Kudos again to the Birmingham News for challenging Alabama’s expansive zones as bad criminal justice policy.

Hat tip: Doug Berman


 March 30, 2006 at 1:00 am   Posted in: Criminal Law   Print This Post Print This Post

Responses (2)

  1. MJ - March 30, 2006 at 7:21 am

    “[T]he push for many child protection laws – ranging from Megan’s Laws to these drug provisions – is typically provided by a relatively small coterie of activists who maintain their power and profile by promoting new child-protection legislation.”

    Even if true, 1) They still have to convince a majority of an elected body – selected from that jurisdiction to represent the interests of that jurisdiction – to pass the laws. 2) You aren’t saying that these laws don’t have serious majority support among voters and citizens are you? People take the safety of their children pretty damn seriously 3) If you think that drug traffickers don’t understand that there are enhanced penalties and try to avoid school zones -you have never worked or talked to anyone who worked in the grand jury section of a major U.S. city. 4) Bad criminal justice policy? Isn’t violent and property crime down about 30% in the last 15 years? I don’t hear average citizens, communities, or really anyone besides university professors and defense attorneys, complaining about longer prison sentences and sentence enhancements for drug traffickers. We’ve weighed the costs and benefits of these tougher laws and decided the benefits outweigh the costs.

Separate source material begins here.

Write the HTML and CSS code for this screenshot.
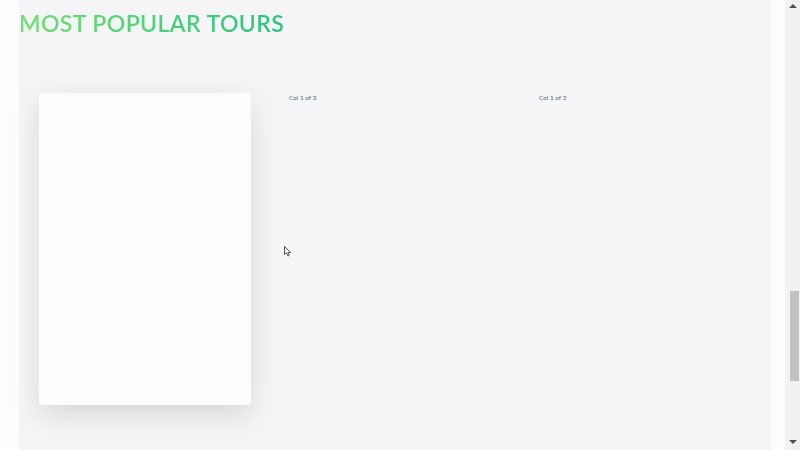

  2. Lex Aquila - March 31, 2006 at 1:13 pm

    I share with you some background sentiments w/r/t the drug laws but not Megan’s law. Further to the disparate impact argument, you’ve argued from a disparate result that these laws are “very problematic.” Why? Among other questions, I wonder whether the problem is with the laws or their execution and administration.

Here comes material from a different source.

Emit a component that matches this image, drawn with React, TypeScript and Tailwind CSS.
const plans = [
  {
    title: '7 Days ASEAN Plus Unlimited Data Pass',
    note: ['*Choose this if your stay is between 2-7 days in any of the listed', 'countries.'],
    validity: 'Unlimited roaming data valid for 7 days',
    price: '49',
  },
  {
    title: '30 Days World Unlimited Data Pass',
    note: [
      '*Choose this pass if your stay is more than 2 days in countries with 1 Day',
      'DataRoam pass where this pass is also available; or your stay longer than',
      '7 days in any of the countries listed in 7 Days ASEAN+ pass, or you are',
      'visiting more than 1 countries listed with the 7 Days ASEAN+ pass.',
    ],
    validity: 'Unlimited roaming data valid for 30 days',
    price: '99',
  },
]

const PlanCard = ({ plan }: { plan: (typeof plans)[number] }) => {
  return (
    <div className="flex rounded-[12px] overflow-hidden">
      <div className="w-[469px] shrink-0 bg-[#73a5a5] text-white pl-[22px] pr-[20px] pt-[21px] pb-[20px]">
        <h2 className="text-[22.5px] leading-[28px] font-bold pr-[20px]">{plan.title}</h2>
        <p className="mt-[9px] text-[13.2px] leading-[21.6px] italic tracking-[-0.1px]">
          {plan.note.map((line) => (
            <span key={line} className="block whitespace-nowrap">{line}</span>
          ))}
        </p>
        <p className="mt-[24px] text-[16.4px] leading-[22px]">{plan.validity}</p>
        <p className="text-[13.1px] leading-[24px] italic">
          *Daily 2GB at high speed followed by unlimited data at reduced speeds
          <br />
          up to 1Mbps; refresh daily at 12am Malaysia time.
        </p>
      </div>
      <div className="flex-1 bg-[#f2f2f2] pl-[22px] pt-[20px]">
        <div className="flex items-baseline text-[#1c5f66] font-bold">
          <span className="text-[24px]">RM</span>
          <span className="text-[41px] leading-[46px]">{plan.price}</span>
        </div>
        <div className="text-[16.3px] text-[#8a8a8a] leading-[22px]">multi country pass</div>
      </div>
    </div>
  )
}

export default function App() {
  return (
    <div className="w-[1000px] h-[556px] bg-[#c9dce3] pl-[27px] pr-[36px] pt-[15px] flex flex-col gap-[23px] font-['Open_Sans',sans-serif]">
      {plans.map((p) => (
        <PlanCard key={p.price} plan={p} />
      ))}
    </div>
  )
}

    Additionally, what you are apparently saying re Birmingham, for example, is that the incident rate of actually nabbed “particularly African-American” drug dealers in school zones is disproportionate to the general population (or, giving you the benefit of the doubt, the population of actually nabbed drug dealers in school zones (narrower, but more accurate) or the population of caught and uncaught drug dealers in school zones (broader, and more guesswork)). I hope most people do not endorse your pessimistic extrapolation from this purported finding that “this impact simply cannot have been a surprise.” I read you to be saying this impact was intentional–at least reckless. There are aleph not reasons that this extrapolation is much more “problematic” than the finding of impact itself. Among them, aspects of your argument are subject to post hoc ergo propter hoc attack. While I enjoy the use of narrative in criminal law (and basically all aspects of law), I do not think the “White Narrative” behind adoption of these Megan’s Laws does much to salvage your argument. You claim the Narrative suggested these laws were adopted to combat white-on-white crime. Well, if that’s so, how do you get from the intention to combat white-on-white crime to the alleged intentional disparate impact on “particularly African-Americans.”

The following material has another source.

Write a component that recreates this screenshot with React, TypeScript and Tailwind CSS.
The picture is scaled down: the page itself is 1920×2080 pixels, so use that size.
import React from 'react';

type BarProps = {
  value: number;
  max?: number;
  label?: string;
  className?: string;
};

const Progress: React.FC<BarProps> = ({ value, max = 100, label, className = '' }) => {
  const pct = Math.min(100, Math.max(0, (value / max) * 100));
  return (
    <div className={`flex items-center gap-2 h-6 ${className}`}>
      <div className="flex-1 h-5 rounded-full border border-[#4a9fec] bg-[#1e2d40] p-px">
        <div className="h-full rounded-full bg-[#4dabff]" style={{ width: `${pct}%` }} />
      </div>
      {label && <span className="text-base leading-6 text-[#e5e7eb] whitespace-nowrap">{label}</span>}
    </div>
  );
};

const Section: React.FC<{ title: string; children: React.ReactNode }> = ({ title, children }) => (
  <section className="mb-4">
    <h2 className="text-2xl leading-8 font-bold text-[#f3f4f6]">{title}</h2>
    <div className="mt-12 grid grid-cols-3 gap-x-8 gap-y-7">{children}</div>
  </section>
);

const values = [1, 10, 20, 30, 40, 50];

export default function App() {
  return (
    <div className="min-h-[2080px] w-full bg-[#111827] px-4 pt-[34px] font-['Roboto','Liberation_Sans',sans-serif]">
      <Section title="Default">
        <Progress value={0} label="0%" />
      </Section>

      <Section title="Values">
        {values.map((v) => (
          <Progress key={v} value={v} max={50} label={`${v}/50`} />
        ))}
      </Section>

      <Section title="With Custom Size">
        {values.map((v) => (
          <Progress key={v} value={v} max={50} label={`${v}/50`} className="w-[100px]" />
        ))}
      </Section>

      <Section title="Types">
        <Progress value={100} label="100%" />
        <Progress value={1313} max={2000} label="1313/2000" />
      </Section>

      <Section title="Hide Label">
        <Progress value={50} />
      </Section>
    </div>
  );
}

    Furthermore, you fail to account for recidivism in your analysis of disparate impacts. I think the argument from uneven application of criminal laws has more force in a scenario such as the different treatment of crack versus powder cocaine. But, here, with the exception of the more ridiculous cases caught by some Megan’s Laws (such as romeo-juliet stuff), the empirical evidence is *overwhelming* that sex offenders are recidivist. Therefore, the problem with Megan’s Laws in particular is not that a higher rate of “particularly African-Americans” are being subjected to the laws, if anything, your study suggests that we have a ways to go in executing our laws vis-a-vis white offenders. Thus, the people on the rolls, at least child sex offenders, rapists, and the like, should be on them, regardless of race or impact. (This last point doesn’t apply to drug free zones, of course.) To the extent, you disagree with this proposition, I think you are actually simply opposed to Megan’s Laws. That, in my opinion, is not a sound basis from which to attempt a quasi-scientific study of the laws’ impact, results, and the intentions of those who enacted the law.